__Task inputs__:
§ §

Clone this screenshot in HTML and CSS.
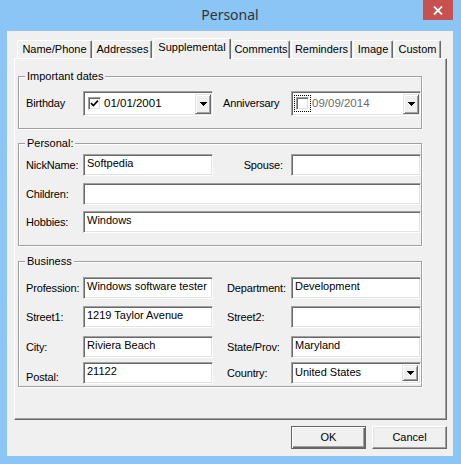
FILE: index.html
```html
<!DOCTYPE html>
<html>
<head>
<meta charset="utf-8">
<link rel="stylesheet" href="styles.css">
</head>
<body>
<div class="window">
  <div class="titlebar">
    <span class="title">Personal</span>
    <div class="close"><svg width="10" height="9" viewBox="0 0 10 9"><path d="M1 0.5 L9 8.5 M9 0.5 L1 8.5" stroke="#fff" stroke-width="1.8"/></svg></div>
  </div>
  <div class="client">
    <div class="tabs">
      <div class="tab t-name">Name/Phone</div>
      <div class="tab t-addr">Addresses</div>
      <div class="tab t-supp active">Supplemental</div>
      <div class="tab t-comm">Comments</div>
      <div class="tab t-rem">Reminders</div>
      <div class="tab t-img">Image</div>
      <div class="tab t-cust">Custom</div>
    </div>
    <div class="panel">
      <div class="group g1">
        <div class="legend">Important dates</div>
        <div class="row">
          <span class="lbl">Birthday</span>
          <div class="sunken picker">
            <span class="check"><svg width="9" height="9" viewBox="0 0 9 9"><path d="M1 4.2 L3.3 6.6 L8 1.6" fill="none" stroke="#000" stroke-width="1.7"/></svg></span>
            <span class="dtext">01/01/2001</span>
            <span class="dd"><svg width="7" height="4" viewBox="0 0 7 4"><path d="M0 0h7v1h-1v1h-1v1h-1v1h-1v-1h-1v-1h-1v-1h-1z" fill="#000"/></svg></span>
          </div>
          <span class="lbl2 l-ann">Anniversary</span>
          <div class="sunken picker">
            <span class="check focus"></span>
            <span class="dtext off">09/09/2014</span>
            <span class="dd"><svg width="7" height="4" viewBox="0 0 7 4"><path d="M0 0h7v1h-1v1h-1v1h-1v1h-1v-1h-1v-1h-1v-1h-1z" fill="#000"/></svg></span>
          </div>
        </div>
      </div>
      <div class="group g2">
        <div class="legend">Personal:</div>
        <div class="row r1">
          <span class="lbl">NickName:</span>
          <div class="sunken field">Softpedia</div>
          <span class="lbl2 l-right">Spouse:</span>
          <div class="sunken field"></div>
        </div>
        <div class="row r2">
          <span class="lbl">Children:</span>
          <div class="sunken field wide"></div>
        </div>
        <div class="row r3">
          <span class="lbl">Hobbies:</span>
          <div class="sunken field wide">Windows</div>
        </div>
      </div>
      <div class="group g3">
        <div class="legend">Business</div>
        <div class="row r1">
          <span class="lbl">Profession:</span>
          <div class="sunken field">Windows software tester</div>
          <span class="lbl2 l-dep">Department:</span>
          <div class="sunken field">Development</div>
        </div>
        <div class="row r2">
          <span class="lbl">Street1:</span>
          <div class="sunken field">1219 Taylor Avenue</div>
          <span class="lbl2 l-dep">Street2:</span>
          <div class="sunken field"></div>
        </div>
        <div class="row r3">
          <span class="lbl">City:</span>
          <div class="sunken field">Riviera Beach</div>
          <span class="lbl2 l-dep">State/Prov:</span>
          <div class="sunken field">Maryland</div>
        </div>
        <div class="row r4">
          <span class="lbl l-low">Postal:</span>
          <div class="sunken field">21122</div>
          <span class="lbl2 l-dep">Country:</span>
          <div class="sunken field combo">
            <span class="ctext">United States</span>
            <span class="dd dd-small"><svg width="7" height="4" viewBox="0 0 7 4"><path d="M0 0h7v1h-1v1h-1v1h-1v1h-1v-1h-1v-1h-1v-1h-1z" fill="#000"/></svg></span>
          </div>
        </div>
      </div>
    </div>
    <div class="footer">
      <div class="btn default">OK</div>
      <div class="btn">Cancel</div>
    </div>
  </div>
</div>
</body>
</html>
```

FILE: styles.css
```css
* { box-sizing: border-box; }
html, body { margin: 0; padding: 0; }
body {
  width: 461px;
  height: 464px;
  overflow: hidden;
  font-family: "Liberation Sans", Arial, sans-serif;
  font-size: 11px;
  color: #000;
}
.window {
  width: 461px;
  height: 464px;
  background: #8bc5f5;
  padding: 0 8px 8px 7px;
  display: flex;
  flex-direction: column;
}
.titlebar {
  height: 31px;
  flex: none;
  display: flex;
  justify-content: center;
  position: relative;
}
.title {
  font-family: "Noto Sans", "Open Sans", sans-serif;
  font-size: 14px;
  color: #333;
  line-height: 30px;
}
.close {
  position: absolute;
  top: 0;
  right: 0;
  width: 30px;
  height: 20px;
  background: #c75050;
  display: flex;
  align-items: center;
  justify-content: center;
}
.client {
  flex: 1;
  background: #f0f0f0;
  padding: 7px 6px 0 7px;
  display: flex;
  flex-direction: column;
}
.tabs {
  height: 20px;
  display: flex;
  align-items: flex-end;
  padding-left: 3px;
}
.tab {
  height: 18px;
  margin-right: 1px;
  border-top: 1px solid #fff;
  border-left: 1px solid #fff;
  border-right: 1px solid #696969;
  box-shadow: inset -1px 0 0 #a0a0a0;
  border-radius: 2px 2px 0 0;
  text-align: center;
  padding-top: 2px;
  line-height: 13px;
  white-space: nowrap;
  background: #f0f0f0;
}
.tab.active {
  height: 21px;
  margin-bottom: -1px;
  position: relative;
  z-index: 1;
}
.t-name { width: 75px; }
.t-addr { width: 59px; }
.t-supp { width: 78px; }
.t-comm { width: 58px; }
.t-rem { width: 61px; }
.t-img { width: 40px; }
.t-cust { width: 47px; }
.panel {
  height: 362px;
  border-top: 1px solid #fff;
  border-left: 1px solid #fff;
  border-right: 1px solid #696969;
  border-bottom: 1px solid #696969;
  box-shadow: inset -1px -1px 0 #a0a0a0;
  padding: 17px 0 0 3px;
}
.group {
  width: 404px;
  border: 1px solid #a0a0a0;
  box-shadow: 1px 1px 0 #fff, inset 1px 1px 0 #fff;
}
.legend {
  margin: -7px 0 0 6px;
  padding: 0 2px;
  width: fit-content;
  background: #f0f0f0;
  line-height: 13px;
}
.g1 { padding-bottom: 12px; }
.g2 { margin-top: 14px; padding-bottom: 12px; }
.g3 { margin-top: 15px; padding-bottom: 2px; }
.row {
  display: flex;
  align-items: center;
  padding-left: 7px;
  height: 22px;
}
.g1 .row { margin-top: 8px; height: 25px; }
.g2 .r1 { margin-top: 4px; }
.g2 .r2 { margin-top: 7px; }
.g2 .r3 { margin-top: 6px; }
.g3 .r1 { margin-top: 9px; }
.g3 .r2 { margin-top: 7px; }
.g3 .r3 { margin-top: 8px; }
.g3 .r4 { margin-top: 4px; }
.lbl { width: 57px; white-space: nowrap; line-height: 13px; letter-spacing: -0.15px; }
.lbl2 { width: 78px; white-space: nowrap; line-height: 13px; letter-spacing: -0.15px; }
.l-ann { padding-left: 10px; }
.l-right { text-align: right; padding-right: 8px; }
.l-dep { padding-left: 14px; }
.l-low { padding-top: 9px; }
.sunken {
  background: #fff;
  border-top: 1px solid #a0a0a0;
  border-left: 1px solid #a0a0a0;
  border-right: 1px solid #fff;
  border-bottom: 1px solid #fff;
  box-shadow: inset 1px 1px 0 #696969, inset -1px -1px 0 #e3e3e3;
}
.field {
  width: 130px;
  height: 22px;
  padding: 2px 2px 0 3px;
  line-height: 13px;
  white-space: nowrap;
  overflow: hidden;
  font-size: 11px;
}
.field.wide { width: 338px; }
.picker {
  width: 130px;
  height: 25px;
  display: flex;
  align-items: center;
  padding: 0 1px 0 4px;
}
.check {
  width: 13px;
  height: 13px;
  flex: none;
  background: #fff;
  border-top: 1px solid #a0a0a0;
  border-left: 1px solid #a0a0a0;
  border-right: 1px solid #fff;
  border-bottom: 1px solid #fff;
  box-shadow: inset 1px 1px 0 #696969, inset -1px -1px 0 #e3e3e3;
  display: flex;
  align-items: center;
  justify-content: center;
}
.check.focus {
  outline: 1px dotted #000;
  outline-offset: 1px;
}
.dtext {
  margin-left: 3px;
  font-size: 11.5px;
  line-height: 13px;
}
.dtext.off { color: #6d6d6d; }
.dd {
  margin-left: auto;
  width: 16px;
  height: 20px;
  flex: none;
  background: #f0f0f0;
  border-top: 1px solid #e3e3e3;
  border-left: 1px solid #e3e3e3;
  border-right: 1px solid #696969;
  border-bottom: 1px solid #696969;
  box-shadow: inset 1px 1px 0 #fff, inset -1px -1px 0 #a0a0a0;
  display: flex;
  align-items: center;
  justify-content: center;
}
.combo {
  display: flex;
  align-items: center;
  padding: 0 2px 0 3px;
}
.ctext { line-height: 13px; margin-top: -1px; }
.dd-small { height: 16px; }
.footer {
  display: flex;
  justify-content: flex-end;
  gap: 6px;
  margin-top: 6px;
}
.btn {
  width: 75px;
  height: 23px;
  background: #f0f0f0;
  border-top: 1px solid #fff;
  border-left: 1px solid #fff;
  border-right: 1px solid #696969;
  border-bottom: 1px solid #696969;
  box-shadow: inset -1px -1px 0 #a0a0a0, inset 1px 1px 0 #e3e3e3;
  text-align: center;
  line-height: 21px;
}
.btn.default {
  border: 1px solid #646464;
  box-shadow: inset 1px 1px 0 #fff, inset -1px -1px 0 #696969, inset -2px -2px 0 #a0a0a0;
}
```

§ §

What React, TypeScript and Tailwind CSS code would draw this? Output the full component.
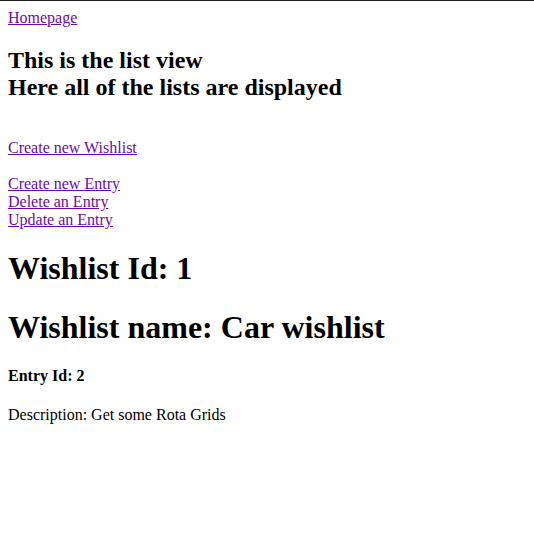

§ §

__Directions__: State how many lines in the records above contain the word "this", giving only the number.

__Reply__: 2